**AIM OF THE TASK**: Collect every line of the records below that contains the word "this".

**RECORD SET**:
---*---
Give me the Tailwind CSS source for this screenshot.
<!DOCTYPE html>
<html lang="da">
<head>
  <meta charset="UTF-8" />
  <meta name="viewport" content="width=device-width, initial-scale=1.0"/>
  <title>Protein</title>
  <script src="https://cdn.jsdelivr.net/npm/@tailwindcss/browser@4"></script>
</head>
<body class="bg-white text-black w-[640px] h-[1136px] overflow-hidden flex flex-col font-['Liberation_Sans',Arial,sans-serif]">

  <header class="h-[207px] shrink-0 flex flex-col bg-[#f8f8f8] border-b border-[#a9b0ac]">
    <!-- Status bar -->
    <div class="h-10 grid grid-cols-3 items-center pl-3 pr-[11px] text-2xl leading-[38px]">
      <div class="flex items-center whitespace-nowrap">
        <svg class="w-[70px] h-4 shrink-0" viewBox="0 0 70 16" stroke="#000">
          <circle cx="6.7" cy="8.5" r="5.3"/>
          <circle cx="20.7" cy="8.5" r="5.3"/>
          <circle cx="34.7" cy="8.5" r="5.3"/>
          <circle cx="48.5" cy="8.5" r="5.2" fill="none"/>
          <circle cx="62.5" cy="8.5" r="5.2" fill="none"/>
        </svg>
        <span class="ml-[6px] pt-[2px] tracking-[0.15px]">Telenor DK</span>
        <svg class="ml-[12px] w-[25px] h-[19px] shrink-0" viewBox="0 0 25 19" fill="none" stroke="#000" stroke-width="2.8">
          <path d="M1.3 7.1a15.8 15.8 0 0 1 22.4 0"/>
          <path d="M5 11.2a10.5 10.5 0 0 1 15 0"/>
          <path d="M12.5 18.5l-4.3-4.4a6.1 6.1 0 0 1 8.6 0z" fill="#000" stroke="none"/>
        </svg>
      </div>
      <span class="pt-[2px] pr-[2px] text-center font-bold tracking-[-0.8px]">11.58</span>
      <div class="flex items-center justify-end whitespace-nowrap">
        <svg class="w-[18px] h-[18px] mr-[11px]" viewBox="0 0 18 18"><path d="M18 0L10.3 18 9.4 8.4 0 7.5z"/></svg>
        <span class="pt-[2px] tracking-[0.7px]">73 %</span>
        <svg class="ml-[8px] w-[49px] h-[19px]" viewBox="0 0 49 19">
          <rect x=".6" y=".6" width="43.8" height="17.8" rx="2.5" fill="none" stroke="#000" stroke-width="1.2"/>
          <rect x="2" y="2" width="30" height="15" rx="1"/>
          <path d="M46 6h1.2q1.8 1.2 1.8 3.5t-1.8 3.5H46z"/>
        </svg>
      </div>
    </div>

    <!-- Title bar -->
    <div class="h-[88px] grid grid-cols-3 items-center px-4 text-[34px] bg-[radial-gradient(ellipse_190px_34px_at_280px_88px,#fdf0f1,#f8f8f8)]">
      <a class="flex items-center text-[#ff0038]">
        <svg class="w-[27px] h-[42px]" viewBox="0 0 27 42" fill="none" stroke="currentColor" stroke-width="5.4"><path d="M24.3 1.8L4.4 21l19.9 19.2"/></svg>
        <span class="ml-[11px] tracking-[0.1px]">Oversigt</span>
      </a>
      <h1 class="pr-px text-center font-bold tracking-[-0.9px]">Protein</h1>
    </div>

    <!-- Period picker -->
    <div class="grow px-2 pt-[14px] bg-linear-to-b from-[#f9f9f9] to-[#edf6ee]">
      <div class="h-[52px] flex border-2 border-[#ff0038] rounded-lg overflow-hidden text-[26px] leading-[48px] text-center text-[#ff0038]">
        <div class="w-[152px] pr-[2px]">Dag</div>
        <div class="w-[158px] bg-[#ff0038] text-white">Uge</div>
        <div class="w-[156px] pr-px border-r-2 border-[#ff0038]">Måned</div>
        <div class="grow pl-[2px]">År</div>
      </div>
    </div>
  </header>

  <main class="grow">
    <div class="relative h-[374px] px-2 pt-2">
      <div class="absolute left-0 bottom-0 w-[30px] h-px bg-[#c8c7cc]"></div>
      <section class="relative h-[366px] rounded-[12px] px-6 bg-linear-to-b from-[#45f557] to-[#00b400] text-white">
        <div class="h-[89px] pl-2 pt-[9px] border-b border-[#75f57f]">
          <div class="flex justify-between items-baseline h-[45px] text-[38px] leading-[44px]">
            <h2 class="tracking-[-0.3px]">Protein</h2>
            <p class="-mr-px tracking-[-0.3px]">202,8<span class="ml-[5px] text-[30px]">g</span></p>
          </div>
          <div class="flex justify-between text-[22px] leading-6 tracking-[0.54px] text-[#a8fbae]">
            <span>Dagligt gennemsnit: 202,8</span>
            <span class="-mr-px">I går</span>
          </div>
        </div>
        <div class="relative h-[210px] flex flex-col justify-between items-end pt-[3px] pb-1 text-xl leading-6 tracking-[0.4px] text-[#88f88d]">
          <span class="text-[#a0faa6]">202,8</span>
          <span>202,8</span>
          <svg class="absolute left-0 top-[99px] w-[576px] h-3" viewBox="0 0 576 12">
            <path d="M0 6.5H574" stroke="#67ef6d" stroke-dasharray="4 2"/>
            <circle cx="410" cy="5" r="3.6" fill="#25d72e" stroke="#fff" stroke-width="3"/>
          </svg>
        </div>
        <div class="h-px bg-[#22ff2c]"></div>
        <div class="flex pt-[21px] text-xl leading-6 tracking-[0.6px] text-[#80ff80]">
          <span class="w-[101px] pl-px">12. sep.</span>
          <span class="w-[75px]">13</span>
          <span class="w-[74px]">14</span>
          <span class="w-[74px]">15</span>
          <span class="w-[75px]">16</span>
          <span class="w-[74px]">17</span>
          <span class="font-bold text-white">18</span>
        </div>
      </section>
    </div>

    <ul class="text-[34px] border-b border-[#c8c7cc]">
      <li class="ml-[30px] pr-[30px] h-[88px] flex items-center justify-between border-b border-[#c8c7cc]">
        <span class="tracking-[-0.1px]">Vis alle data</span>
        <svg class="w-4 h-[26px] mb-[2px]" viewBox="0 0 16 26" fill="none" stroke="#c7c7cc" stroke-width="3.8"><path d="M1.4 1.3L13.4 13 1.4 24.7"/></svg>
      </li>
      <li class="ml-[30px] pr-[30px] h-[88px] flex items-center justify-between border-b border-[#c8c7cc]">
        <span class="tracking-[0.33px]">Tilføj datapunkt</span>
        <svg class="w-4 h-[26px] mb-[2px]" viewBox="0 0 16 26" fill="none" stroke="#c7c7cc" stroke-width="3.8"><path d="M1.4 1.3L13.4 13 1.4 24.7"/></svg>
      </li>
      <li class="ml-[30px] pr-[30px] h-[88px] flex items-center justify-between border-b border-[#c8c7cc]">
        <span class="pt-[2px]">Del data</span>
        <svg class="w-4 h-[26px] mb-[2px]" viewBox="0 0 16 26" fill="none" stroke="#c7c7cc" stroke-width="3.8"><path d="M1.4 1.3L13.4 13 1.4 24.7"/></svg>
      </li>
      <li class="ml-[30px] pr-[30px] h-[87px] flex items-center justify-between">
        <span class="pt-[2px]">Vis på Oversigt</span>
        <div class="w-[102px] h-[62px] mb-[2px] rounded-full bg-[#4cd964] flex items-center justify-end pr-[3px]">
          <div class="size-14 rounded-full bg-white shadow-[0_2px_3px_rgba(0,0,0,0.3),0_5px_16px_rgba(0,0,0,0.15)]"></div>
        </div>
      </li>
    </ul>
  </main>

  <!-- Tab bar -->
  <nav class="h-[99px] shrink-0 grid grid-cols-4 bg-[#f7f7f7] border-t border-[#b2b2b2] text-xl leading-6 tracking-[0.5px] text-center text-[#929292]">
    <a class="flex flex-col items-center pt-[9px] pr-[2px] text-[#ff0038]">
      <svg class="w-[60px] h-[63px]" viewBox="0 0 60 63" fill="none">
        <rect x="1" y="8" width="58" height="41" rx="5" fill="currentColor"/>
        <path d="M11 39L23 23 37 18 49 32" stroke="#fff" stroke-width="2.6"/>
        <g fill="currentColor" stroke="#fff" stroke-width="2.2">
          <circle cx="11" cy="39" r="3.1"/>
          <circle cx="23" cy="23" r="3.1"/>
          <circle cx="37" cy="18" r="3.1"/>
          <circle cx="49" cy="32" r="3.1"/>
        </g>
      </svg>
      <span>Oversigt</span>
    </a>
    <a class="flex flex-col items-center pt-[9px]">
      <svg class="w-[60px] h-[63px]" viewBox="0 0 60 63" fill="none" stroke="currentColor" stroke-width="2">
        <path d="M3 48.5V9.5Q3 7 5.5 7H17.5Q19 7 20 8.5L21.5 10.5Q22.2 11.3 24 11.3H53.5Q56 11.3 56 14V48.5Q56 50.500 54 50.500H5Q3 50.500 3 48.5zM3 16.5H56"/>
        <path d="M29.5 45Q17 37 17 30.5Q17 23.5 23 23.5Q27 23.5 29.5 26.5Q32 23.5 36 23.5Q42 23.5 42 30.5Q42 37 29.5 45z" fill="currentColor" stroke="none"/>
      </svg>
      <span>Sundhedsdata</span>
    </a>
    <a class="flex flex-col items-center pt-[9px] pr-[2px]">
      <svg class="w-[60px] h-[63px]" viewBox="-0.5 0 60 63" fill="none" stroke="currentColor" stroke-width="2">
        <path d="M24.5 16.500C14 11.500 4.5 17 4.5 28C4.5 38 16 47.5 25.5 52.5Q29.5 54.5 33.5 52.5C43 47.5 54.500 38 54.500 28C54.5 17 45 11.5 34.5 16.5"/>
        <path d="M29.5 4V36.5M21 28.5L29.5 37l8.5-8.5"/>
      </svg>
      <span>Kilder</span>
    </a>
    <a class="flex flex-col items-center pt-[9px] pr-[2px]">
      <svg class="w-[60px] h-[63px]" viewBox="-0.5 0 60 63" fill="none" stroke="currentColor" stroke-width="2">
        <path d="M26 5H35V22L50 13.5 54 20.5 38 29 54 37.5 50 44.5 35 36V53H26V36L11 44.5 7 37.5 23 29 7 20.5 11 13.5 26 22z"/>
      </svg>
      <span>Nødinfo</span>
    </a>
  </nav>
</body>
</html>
---*---
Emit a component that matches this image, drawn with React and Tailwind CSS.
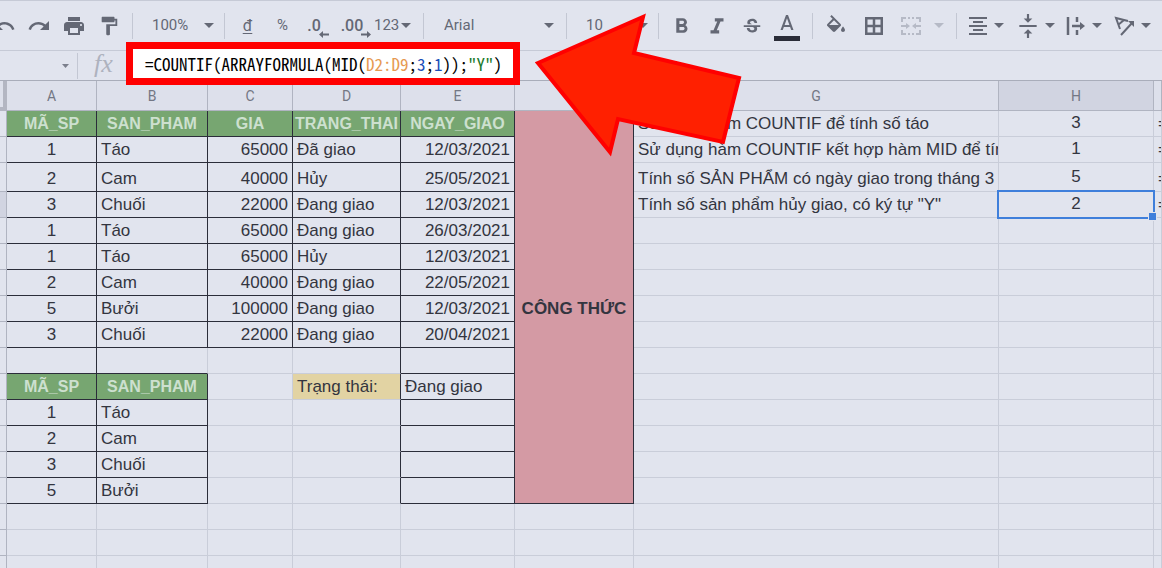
---*---
**WRITTEN SOLUTION**:
Give me the Tailwind CSS source for this screenshot.
Emit a component that matches this image, drawn with React and Tailwind CSS.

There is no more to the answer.